Last Updated: 2026-01-18

This section documents the Rocket Club data platform that lives in this monorepo under data/platform/.

What it is

A Prefect-orchestrated ETL pipeline that:

  • Extracts rocketry data from multiple public sources
  • Normalizes/cleans it into graph-ready CSVs
  • Loads it into Neo4j
  • (Optionally) generates TypeScript/Zod schema artifacts for the web app

Where the source of truth lives

  • Prefect flows: data/platform/flows/
  • Shared pipeline code: data/platform/src/
  • Extractors: data/platform/src/data_sources/
  • Cleaning helpers / registries: data/platform/src/libraries/
  • Lambdas: data/platform/lambda/ (e.g.
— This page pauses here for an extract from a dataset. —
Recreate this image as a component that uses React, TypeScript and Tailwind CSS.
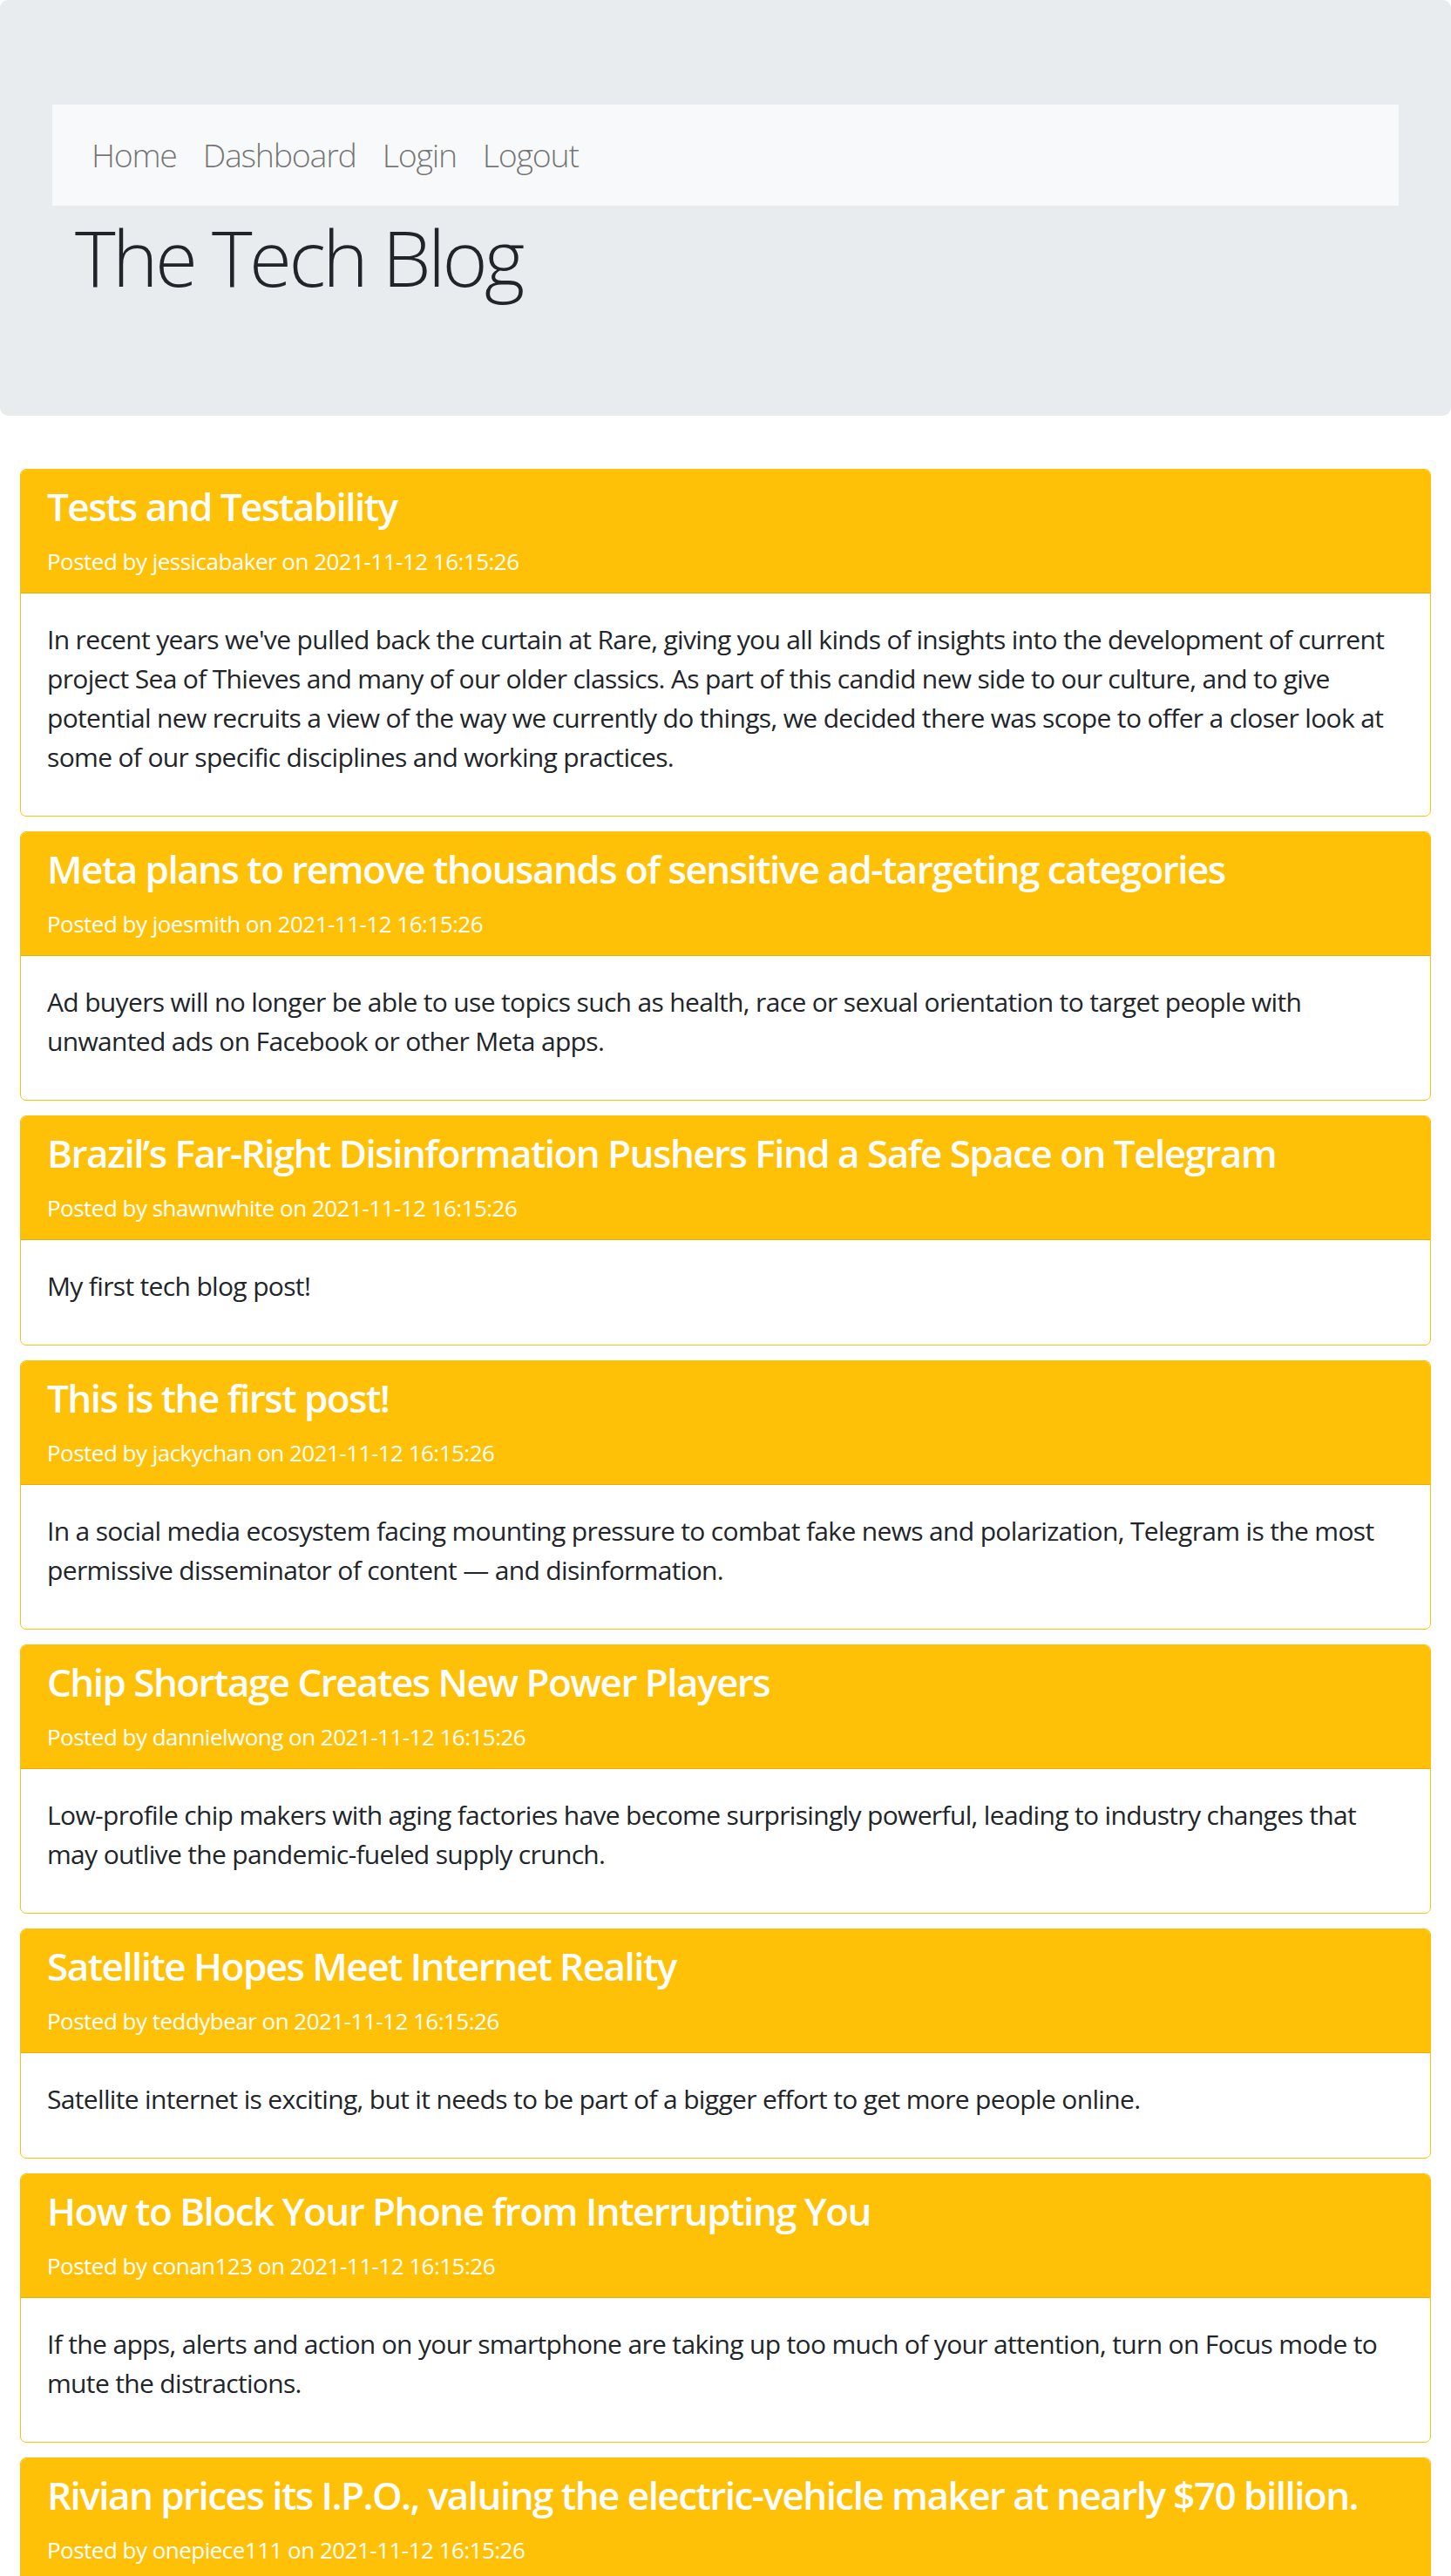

ORK processor)

Local development (minimal)

From repo root:

  • npx nx sync data-platform

Or inside the folder:

  • cd data/platform && uv sync --group dev

Run tests

  • npx nx test data-platform

Run flows locally

From data/platform/:

  • uv run python -m flows.data_extraction
  • uv run python -m flows.data_cleaning
  • uv run python -m flows.graph_load
  • uv run python -m flows.main_pipeline

Configuration overview

Neo4j (local dev)

Set these env vars (for example via data/platform/.env.local):

  • NEO4J_URI
  • NEO4J_USERNAME
  • NEO4J_PASSWORD
  • NEO4J_DATABASE (optional; defaults to neo4j)

S3 buckets (pipeline layers)

  • BLOG_DATA_BUCKET_CACHE
  • BLOG_DATA_BUCKET_RAW
  • BLOG_DATA_BUCKET_CLEAN